Page 30                                              Summer 1992

Juggler's Workshop

 

by Martin Frost

 

In the last couple of issues we've talked about some basic patterns and throws in club passing, so this time we're going to delve into some more exotic ideas. Some of these are not too difficult to put into practice, while oth­ers may require highly experienced jugglers.

 

The Slow-Fast Pattern

An uncommon pattern, though not a very hard one, is the Slow-Fast. The name comes from the fact that one of the two passers is jug­gling very slowly while the other juggles fast, in fact at twice the slow person's speed. How is that possible? Don't they have to make equal numbers of passes, lest one person end up with all the clubs? Yes, they do, but they don't have to have equal numbers of selves.

 

The slow juggler passes from both the right and left hands to the partner's left hand, whereas the fast juggler passes to both hands from the right. The slow juggler has no selves, only passes. The fast juggler has as many selves as passes and thus makes twice as many throws as the slow juggler. Fig. 1 shows all the throws. Basically, the fast jug­gler feeds the slow juggler's two hands, and the slow juggler responds to any club com­ing to a hand by passing from that hand to the fast juggler's left hand.

 

The easiest way to start this pattern is for the slow person to have one club in each hand and the fast person to have two in each hand. The fast person immediately starts feeding the slow person's two hands, and the slow person just responds as necessary. (It's only slightly more difficult to start with each person having three clubs.)

 

The slow juggler should throw from in front of the body a bit when making the left-handed diagonal passes. The fast juggler has to pass a right diagonal behind that left-hand diagonal.

 

Now consider the following two interesting variations, which can be done separately or together.

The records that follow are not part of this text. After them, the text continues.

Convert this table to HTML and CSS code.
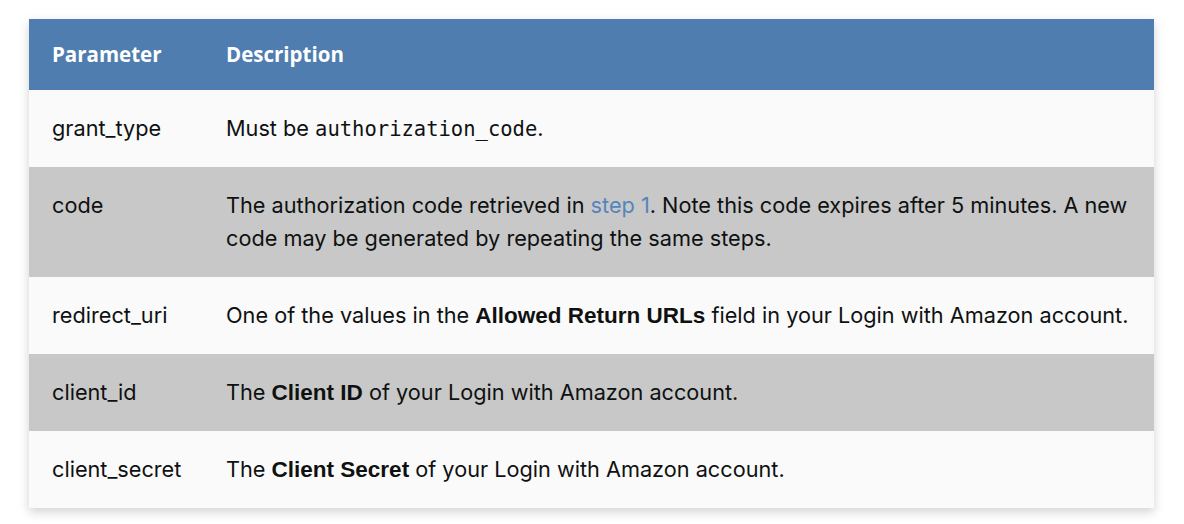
FILE: index.html
```html
<!DOCTYPE html>
<html>
<head>
<meta charset="utf-8">
<link rel="stylesheet" href="styles.css">
</head>
<body>
<div class="wrap">
<table class="params">
<thead>
<tr><th class="c1">Parameter</th><th>Description</th></tr>
</thead>
<tbody>
<tr class="odd"><td class="c1">grant_type</td><td>Must be <code>authorization_code</code>.</td></tr>
<tr class="even"><td class="c1">code</td><td>The authorization code retrieved in <a href="#">step 1</a>. Note this code expires after 5 minutes. A new code may be generated by repeating the same steps.</td></tr>
<tr class="odd"><td class="c1">redirect_uri</td><td>One of the values in the <b>Allowed Return URLs</b> field in your Login with Amazon account.</td></tr>
<tr class="even"><td class="c1">client_id</td><td>The <b>Client ID</b> of your Login with Amazon account.</td></tr>
<tr class="odd"><td class="c1">client_secret</td><td>The <b>Client Secret</b> of your Login with Amazon account.</td></tr>
</tbody>
</table>
</div>
</body>
</html>
```
FILE: styles.css
```css
html, body {
  margin: 0;
  padding: 0;
  background: #ffffff;
}
.wrap {
  padding: 19px 30px 20px 29px;
}
.params {
  width: 1125px;
  table-layout: fixed;
  border-collapse: collapse;
  font-family: "Inter", "Open Sans", sans-serif;
  font-size: 21.7px;
  line-height: 33px;
  color: #0f1111;
  box-shadow: 0 4px 10px rgba(0,0,0,0.18);
}
.params th {
  background: #4f7db0;
  color: #ffffff;
  font-family: "Open Sans", sans-serif;
  font-size: 20.5px;
  font-weight: 700;
  text-align: left;
  padding: 19px 23px;
  vertical-align: top;
}
.params td {
  padding: 22px 23px;
  vertical-align: top;
}
.params .c1 {
  width: 128px;
}
.odd td { background: #fafafa; }
.even td { background: #c8c8c8; }
.params b {
  font-family: "Liberation Sans", Arial, sans-serif;
  font-weight: 700;
  font-size: 22.5px;
}
.params code {
  font-family: "DejaVu Sans Mono", monospace;
  font-size: 20.5px;
  line-height: 1;
}
.params a {
  color: #5585bd;
  text-decoration: none;
}
```
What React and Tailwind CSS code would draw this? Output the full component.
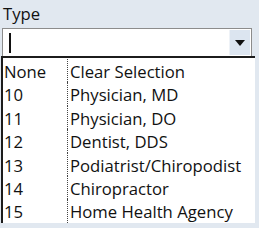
const rows = [
  ['None', 'Clear Selection'],
  ['10', 'Physician, MD'],
  ['11', 'Physician, DO'],
  ['12', 'Dentist, DDS'],
  ['13', 'Podiatrist/Chiropodist'],
  ['14', 'Chiropractor'],
  ['15', 'Home Health Agency'],
];

export default function App() {
  return (
    <div className="w-[259px] h-[228px] overflow-hidden bg-[#e1e8f0] text-[16.7px] text-[#111] font-['Open_Sans',sans-serif]">
      {/* Label */}
      <div className="h-[28px] pl-[3px] pt-[3px] leading-[22px]">Type</div>

      {/* Combo input */}
      <div className="ml-[2px] w-[250px] h-[28px] flex bg-white border border-[#8c8c8c] border-b-0">
        <div className="flex-1 flex items-center pl-[6px]">
          <div className="w-[2px] h-[20px] bg-[#111]" />
        </div>
        <div className="w-[21px] m-[1px] bg-[#dce5f0] flex items-center justify-center border-l border-[#eef2f7]">
          <svg width="10" height="6" viewBox="0 0 10 6">
            <path d="M0 0 H10 L5 6 Z" fill="#111" />
          </svg>
        </div>
      </div>

      {/* Dropdown list */}
      <div className="ml-[1px] w-[254px] pt-[1px] bg-white border-t-2 border-l-2 border-[#1c1c1c]">
        {rows.map(([code, name]) => (
          <div key={code} className="flex h-[23.4px] leading-[25px]">
            <div className="w-[64px] pl-[1px]">{code}</div>
            <div className="flex-1 pl-[2px] border-l border-dotted border-[#444] whitespace-nowrap">{name}</div>
          </div>
        ))}
      </div>
    </div>
  );
}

First, the fast person can feed the slow person's two hands at random. The slow person simply responds with the hand that a club comes to, without trying to predict which side it will be on.

 

Secondly, the slow person can catch any incoming club with either hand. That is to say, instead of catching a club with the hand it is coming to, you can catch it with the other hand by reaching across your body. Of course, in doing so, you have to pass the club that was in the hand that is reaching across. The main trick here is to allow for that hand's momentum when making that pass, so that it goes to your partner's left side, not way outside nor way inside.

 

The interesting thing is that if the fast per­son suddenly throws to the "wrong" hand, the slow person may automatically react by reach­ing across the body and catcl~ng with the "cor­rect" hand anyway. This is a good way to learn the reaching-across catch. Once that catch is mastered, both jugglers can have fun playing around with these two random moves.

 

The Slow-Fast pattern can also be used in a drop back line with three or more people. The front person takes the slow role, and the rear person feeds the front person's two hands with doubles: right-to-Ieft, right-to­right. The middle person(s) just throw nor­mal dropbacks. If the rear person feeds the front person with triples, there's enough time to add an extra club (the rear person can

start with four).

 

Alan's Anguish

Once you've got the Slow-Fast pattern under your belt, you might like to try the following three-person-variation. This is called Alan's Anguish for Alan Morgan, who suggested this pattern recently at Stanford University.

 

The basic idea is to take the selves of the fast person in a Slow-Fast and turn them into passes to a second slow person. The fast person thus throws no selves but feeds two slow feedees: the right hand feeds the two hands of the right feedee and the left hand feeds the two hands of the left feedee (from the feeder's per­spective). Since slow folks never have selves, this leaves us with a three-person Slow-Fast with no self throws anywhere.

 

The fast juggler-the feeder-simply makes the following four passes repeatedly in this sequence, shown in Fig. 2:

 

(1) right hand to right feedee's left, (2) left hand to left feedee's left, (3) right hand to right feedee's right, and (4) left hand to left feedee's right.

 

Each feedee simply responds with a pass from any hand that gets thrown a club. The left feedee passes only to the feeder's right hand, and the right feedee passes only to the feeder's left hand (see Fig. 3). These passes cross in front of the feeder, and therein lies the danger point of this pattern-a collision caused by uneven timing of those two crossing throws can result in two clubs crashing toward the feeder's face. So be careful and alert.

 

The above description is really pretty simple (not to imply that the pattern is), but we haven't discussed the start. Each person has three clubs, with two in the right hand. The first pass goes from the right feedee's right to the feeder's left, followed quickly by the feeder's pass from the right to the right feedee's left (pass number 1 in the feeder's se­quence listed above). Just barely after that, the left feedee passes from the right to the feeder's right, and the feeder responds quickly with a left to the left feedee's left (pass 2 in the list). The feedees continue by passing when necessary to catch a club and the feeder continues with passes ...3,4,1,2,3,4... from the sequence listed. Note that each person always responds to a received club by throwing back to the person the club came from, but to the hand that didn't throw that club.